Set problem: Copy out each line that mentions the word "with".

---------------

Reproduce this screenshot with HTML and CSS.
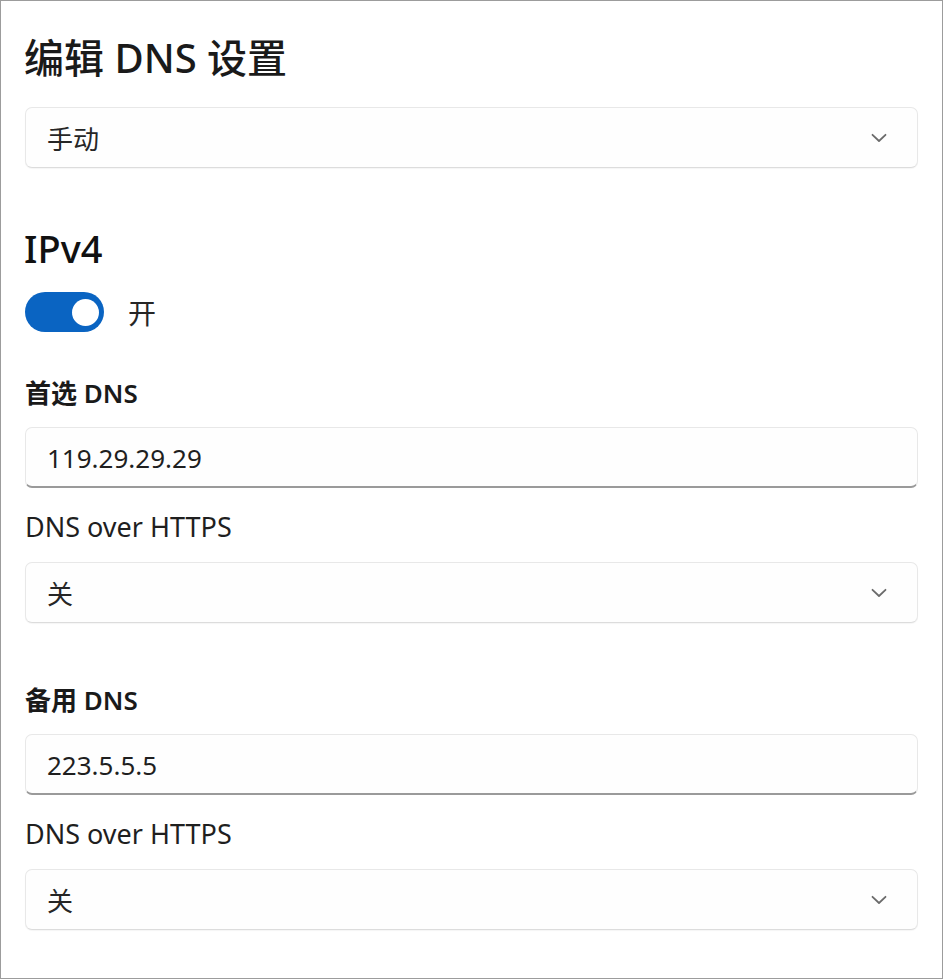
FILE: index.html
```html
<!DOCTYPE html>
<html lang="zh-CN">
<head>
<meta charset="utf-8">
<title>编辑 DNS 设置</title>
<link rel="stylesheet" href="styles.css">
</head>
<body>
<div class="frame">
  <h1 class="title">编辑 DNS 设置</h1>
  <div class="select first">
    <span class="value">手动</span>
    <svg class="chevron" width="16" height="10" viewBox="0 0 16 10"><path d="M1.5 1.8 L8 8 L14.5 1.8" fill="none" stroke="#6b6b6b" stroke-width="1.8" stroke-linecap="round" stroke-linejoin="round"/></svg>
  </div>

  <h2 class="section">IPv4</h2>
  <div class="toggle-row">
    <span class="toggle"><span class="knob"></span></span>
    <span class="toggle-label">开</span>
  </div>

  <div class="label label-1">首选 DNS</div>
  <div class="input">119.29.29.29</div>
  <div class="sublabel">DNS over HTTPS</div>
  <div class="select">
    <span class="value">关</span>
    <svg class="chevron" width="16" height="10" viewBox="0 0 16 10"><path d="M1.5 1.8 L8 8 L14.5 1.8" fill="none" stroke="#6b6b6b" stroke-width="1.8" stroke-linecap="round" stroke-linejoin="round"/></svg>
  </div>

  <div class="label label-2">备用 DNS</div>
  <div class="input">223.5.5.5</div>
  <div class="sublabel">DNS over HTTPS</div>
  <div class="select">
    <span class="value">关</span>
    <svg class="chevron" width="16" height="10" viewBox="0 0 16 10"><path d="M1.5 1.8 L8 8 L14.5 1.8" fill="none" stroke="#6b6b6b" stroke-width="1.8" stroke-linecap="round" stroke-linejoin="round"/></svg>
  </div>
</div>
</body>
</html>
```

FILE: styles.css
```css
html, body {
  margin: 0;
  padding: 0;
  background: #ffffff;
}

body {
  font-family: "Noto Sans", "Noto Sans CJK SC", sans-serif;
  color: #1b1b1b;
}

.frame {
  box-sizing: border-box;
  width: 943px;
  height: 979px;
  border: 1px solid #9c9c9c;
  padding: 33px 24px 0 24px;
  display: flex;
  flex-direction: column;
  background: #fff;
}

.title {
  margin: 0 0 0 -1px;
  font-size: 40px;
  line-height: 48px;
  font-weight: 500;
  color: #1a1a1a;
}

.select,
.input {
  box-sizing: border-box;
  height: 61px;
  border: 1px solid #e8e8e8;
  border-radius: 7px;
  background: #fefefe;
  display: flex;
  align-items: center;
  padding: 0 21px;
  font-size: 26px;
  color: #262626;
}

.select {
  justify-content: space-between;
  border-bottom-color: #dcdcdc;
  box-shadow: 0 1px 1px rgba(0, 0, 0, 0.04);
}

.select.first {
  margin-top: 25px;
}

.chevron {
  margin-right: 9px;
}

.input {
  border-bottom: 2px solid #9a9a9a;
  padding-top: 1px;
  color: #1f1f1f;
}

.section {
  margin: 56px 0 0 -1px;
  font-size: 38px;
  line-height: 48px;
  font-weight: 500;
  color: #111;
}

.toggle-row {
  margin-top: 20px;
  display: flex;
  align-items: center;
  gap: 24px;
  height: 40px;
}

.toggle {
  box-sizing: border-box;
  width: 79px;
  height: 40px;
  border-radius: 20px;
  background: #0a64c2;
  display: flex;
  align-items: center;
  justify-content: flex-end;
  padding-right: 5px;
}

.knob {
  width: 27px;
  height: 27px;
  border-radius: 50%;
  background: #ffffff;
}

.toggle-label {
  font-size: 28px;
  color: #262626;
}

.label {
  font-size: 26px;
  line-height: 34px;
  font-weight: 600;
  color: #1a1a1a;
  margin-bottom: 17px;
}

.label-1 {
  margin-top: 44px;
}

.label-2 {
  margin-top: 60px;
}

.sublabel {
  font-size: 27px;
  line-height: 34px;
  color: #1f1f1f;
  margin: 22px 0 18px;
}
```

---------------

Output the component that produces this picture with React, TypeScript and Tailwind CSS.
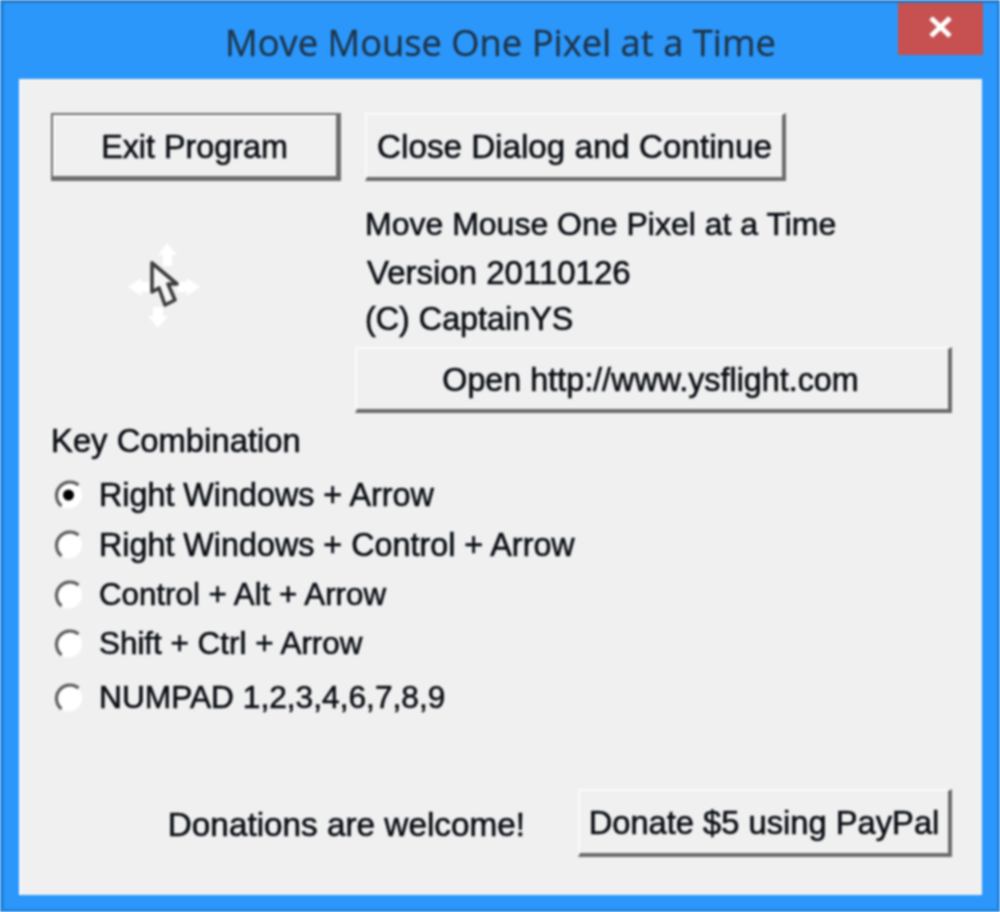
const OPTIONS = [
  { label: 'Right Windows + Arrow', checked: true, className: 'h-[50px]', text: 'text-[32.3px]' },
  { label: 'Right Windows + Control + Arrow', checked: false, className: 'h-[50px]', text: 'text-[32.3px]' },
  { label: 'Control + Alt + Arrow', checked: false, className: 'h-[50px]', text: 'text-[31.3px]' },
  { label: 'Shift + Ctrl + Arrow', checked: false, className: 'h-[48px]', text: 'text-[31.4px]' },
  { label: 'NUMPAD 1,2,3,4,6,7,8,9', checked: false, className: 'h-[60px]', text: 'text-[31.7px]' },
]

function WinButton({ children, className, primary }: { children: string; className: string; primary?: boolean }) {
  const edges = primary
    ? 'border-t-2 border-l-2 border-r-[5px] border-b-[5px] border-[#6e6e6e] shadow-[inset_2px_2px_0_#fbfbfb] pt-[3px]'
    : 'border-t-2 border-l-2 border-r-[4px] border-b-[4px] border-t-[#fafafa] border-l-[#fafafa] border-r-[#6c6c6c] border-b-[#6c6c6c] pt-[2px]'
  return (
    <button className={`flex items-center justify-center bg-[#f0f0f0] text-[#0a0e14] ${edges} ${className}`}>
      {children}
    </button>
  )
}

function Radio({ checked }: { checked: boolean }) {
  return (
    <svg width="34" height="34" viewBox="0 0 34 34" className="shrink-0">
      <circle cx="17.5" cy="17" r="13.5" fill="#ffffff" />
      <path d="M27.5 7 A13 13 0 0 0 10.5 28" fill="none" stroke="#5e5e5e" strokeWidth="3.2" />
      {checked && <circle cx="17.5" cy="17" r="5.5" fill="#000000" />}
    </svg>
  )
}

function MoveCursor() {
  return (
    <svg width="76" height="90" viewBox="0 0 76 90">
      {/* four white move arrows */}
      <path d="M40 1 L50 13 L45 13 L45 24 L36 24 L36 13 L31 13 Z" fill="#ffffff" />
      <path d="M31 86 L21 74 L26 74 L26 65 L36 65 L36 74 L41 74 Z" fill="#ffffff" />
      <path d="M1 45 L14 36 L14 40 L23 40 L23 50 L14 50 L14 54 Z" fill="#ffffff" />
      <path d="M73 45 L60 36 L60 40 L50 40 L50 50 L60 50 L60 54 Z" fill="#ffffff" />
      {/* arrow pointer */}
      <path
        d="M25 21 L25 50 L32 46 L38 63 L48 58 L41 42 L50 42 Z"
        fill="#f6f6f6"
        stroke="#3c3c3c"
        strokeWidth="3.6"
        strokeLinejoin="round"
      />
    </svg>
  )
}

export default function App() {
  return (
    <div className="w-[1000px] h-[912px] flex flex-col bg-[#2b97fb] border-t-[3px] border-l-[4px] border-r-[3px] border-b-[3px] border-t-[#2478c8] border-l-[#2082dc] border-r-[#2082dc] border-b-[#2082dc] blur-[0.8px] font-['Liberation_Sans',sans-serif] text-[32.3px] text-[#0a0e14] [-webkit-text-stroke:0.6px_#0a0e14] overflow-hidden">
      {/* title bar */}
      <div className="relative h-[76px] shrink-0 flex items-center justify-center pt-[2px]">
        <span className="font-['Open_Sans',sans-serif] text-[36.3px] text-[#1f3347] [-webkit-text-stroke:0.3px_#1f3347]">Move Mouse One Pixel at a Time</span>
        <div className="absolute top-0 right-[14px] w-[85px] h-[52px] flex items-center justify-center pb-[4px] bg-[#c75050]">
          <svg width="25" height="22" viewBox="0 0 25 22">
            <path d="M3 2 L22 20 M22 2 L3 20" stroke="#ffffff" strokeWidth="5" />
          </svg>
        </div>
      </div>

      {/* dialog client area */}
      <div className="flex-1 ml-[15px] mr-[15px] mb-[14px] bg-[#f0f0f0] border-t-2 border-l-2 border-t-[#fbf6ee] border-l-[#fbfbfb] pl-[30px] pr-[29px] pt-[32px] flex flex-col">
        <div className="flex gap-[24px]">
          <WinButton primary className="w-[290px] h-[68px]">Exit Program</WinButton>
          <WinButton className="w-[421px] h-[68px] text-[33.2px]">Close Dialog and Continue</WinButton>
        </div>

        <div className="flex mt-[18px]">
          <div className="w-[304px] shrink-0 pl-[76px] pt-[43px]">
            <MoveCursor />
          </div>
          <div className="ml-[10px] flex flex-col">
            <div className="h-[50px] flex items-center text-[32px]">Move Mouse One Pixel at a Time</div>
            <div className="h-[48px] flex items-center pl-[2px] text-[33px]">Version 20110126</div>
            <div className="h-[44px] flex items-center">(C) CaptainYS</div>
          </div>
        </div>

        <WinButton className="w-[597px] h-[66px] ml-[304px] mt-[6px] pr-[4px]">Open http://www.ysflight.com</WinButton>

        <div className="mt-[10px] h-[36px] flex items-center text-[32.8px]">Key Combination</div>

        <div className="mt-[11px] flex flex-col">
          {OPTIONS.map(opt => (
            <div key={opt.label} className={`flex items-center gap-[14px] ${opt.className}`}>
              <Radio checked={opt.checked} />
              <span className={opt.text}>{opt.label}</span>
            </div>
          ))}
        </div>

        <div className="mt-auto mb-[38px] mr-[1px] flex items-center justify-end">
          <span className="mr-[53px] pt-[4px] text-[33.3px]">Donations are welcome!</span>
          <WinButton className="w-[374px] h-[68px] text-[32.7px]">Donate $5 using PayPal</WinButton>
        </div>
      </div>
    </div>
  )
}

---------------

Result:
Reproduce this screenshot with HTML and CSS.
Output the component that produces this picture with React, TypeScript and Tailwind CSS.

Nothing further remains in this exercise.